This story by Corey McDonald was first published by The Shelburne News on Dec. 7.
School board members with the Champlain Valley School District are questioning whether to keep a Black Lives Matter flag raised at its schools and instead raise an “original CVSD inclusive flag.”
Since the summer of 2020 — in the wake of the police killing of George Floyd in Minneapolis — each of the district’s schools in Williston, Hinesburg, Charlotte and Shelburne have kept a Black Lives Matter flag raised to show “support and love for our Black students and caregivers and employees,” board chair Angela Arsenault, of Williston, said.
The district at the time received a signed letter from dozens of employees in the district asking the board to raise the flag at all schools.
When the board voted to raise BLM flags, “we knew that we were lifting up support for one specific marginalized community with very good reason,” Arsensault said.
“Has much changed as a result of that racial reckoning? I would argue not really,” she said. “So, the circumstances under which the flags were raised remain. We want to continue to show support and love for our Black students and caregivers and employees.”
Since the flag’s raising, however, the district “knew that we did not know how or when or why we would ever then take those flags down,” Arsenault said. “I think this is one idea … that we might pursue in order to lift up that same community as well as others at the same time.”
But, she added, it is “something that needs to be addressed with great care, and through an inclusive process.”
While Arsenault noted the suggestion was raised earlier this year in smaller committee conversations, public comment at recent board meetings has spurred the question.
Shelburne resident Nicole Koopman, speaking at an October meeting, questioned how chapters of the Black Lives Matter groups have responded to the ongoing conflict in Israel and the Palestinian territories.
Koopman and others “questioned whether we should endorse a group that might be seen as offending and suppressing another minority within our community,” they said at recent meetings.
Since Hamas’ Oct. 7 attack on Israel and the ongoing humanitarian crisis in the Gaza Strip, some Black Lives Matter chapters have expressed support for both Hamas and Palestinian civilians under bombardment in the area.
“It stemmed from recent geopolitical activities that have been going out and surrounding Black Lives Matter,” Koopman added. “That’s what kind of stemmed and started it.”
The board, after voting to raise the flag in 2020, later enacted a flag policy allowing students or employees to request flags be displayed at school.
Most of the school board voted to have the administration come up with alternatives or recommendations on what flag, if any, should be flown at the schools. But board members said they wanted to make sure students’ voices were recognized in the process, so it’s likely to be the first of many discussions on the subject.

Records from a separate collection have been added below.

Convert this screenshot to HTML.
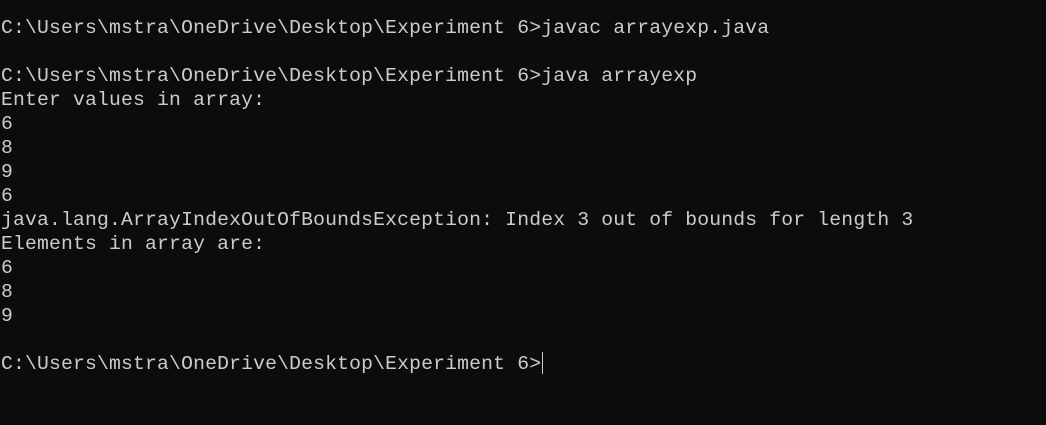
<!DOCTYPE html>
<html><head><meta charset="utf-8"><style>
html,body{margin:0;padding:0;background:#0c0c0c;width:1046px;height:425px;overflow:hidden}
pre{margin:0;position:absolute;left:1px;top:16px;font-family:"Liberation Mono",monospace;font-size:19.7px;letter-spacing:0.19px;line-height:24px;color:#cccccc;white-space:pre}
.cur{display:inline-block;width:1px;height:22px;background:#cccccc;vertical-align:-5px;margin-left:1px}
</style></head><body><pre>C:\Users\mstra\OneDrive\Desktop\Experiment 6&gt;javac arrayexp.java

C:\Users\mstra\OneDrive\Desktop\Experiment 6&gt;java arrayexp
Enter values in array:
6
8
9
6
java.lang.ArrayIndexOutOfBoundsException: Index 3 out of bounds for length 3
Elements in array are:
6
8
9

C:\Users\mstra\OneDrive\Desktop\Experiment 6&gt;<span class="cur"></span></pre></body></html>
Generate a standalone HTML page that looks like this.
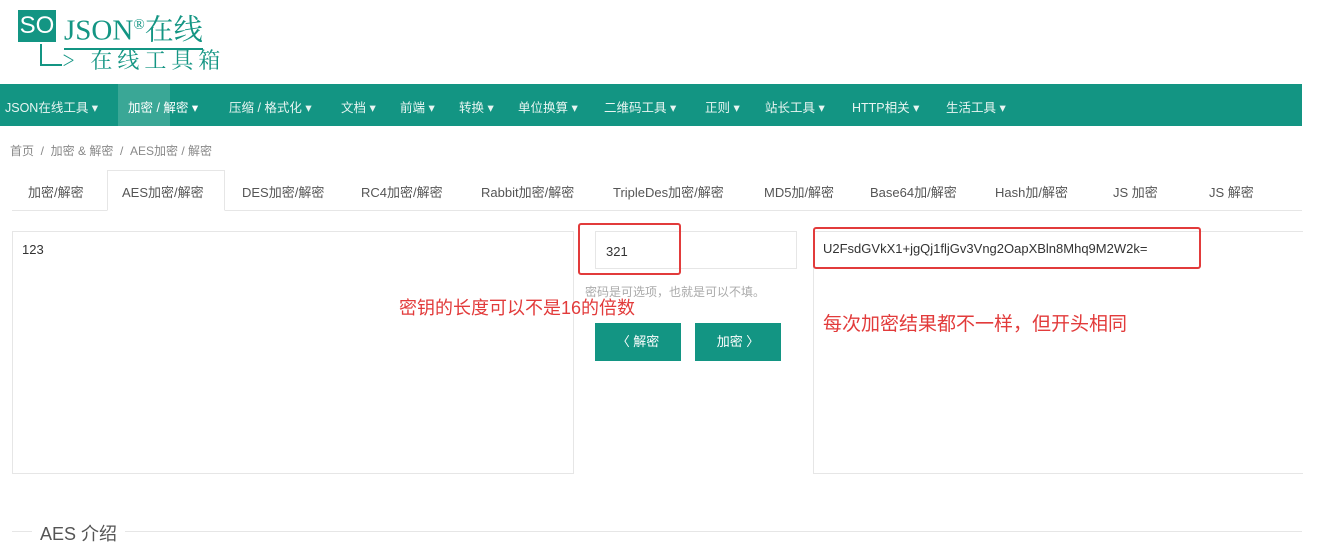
<!DOCTYPE html>
<html><head><meta charset="utf-8"><style>
*{margin:0;padding:0;box-sizing:border-box}
body{width:1318px;height:542px;background:#fff;position:relative;overflow:hidden;font-family:"Liberation Sans","Noto Sans CJK SC",sans-serif;color:#333}
.a{position:absolute}
.nav{left:0;top:84px;width:1302px;height:42px;background:#139583;color:#e8f5f2;font-size:12.5px}
.nav span{position:absolute;top:13px;white-space:nowrap}
.tabs span{position:absolute;top:182px;font-size:13px;color:#555;white-space:nowrap}
.red{border:2px solid #e23b3b;border-radius:3px}
.btn{background:#139583;color:#fff;font-size:13px;text-align:center;line-height:38px}
</style></head><body>
<div class="a" style="left:18px;top:10px;width:38px;height:32px;background:#139583;color:#fff;font-size:24px;line-height:32px;text-align:center">SO</div>
<div class="a" style="left:64px;top:8px;font-family:'Liberation Serif','Noto Serif CJK SC',serif;font-size:29px;color:#139583;line-height:34px;border-bottom:2px solid #139583;white-space:nowrap">JSON<sup style="font-size:15px">®</sup>在线</div>
<div class="a" style="left:40px;top:44px;width:2px;height:22px;background:#139583"></div>
<div class="a" style="left:40px;top:64px;width:22px;height:2px;background:#139583"></div>
<div class="a" style="left:62px;top:46px;font-family:'Noto Serif CJK SC',serif;font-size:22px;color:#139583;letter-spacing:5px;white-space:nowrap;line-height:28px">&gt; 在线工具箱</div>
<div class="a nav">
<div class="a" style="left:118px;top:0;width:52px;height:42px;background:#3aa796"></div>
<span style="left:5px">JSON在线工具 ▾</span><span style="left:128px;color:#fff">加密 / 解密 ▾</span><span style="left:229px">压缩 / 格式化 ▾</span><span style="left:341px">文档 ▾</span><span style="left:400px">前端 ▾</span><span style="left:459px">转换 ▾</span><span style="left:518px">单位换算 ▾</span><span style="left:604px">二维码工具 ▾</span><span style="left:705px">正则 ▾</span><span style="left:765px">站长工具 ▾</span><span style="left:852px">HTTP相关 ▾</span><span style="left:946px">生活工具 ▾</span>
</div>
<div class="a" style="left:10px;top:142px;font-size:12px;color:#888">首页 &nbsp;/ &nbsp;加密 &amp; 解密 &nbsp;/ &nbsp;AES加密 / 解密</div>
<div class="a" style="left:12px;top:210px;width:1290px;height:1px;background:#e6e6e6"></div>
<div class="a" style="left:107px;top:170px;width:118px;height:41px;border:1px solid #e6e6e6;border-bottom:1px solid #fff;background:#fff"></div>
<div class="tabs"><span style="left:28px">加密/解密</span><span style="left:122px">AES加密/解密</span><span style="left:242px">DES加密/解密</span><span style="left:361px">RC4加密/解密</span><span style="left:481px">Rabbit加密/解密</span><span style="left:613px">TripleDes加密/解密</span><span style="left:764px">MD5加/解密</span><span style="left:870px">Base64加/解密</span><span style="left:995px">Hash加/解密</span><span style="left:1113px">JS 加密</span><span style="left:1209px">JS 解密</span></div>
<div class="a" style="left:12px;top:231px;width:562px;height:243px;border:1px solid #e6e6e6"></div>
<div class="a" style="left:22px;top:242px;font-size:13px">123</div>
<div class="a" style="left:595px;top:231px;width:202px;height:38px;border:1px solid #e6e6e6"></div>
<div class="a" style="left:606px;top:244px;font-size:13px">321</div>
<div class="a red" style="left:578px;top:223px;width:103px;height:52px"></div>
<div class="a" style="left:585px;top:283px;font-size:12px;color:#aaa">密码是可选项，也就是可以不填。</div>
<div class="a" style="left:399px;top:294px;font-size:18px;color:#e23b3b">密钥的长度可以不是16的倍数</div>
<div class="a btn" style="left:595px;top:323px;width:86px;height:38px">〈 解密</div>
<div class="a btn" style="left:695px;top:323px;width:86px;height:38px">加密 〉</div>
<div class="a" style="left:813px;top:231px;width:490px;height:243px;border:1px solid #e6e6e6;border-right:none"></div>
<div class="a red" style="left:813px;top:227px;width:388px;height:42px"></div>
<div class="a" style="left:823px;top:241px;font-size:13px;color:#333">U2FsdGVkX1+jgQj1fljGv3Vng2OapXBln8Mhq9M2W2k=</div>
<div class="a" style="left:823px;top:309px;font-size:19px;color:#e23b3b">每次加密结果都不一样，但开头相同</div>
<div class="a" style="left:12px;top:531px;width:1290px;height:1px;background:#e6e6e6"></div>
<div class="a" style="left:32px;top:520px;padding:0 8px;background:#fff;font-size:18px;color:#555">AES 介绍</div>
</body></html>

“I think before we have the administration make a flag or decide what flag we’re going to fly, we need to have a sense of the climate and the tolerance from our students and staff and everybody,” board member Brendan McMahon of Williston said. “We need a recommendation from the administration of how to move forward.”
Hinesburg board member Keith Roberts agreed, saying it was time “to revisit this decision” but noted that he would “like to hear input from our students and our communities.”
Board member Barbra Marden of Shelburne — the board’s lone person of color — questioned whether it should be a priority, given the district’s budget work, but did say she felt the Black Lives Matter flag should come down.
“I would ask that maybe they come down at this point,” she said of the flags. “I see where we could get concerns from the community, but it’s something that should be on the table for the board to consider for discussion.”
“I am a person of color. I supported the flag going up, but I feel at this time, we need to take a pause,” she said. “That is my ask.”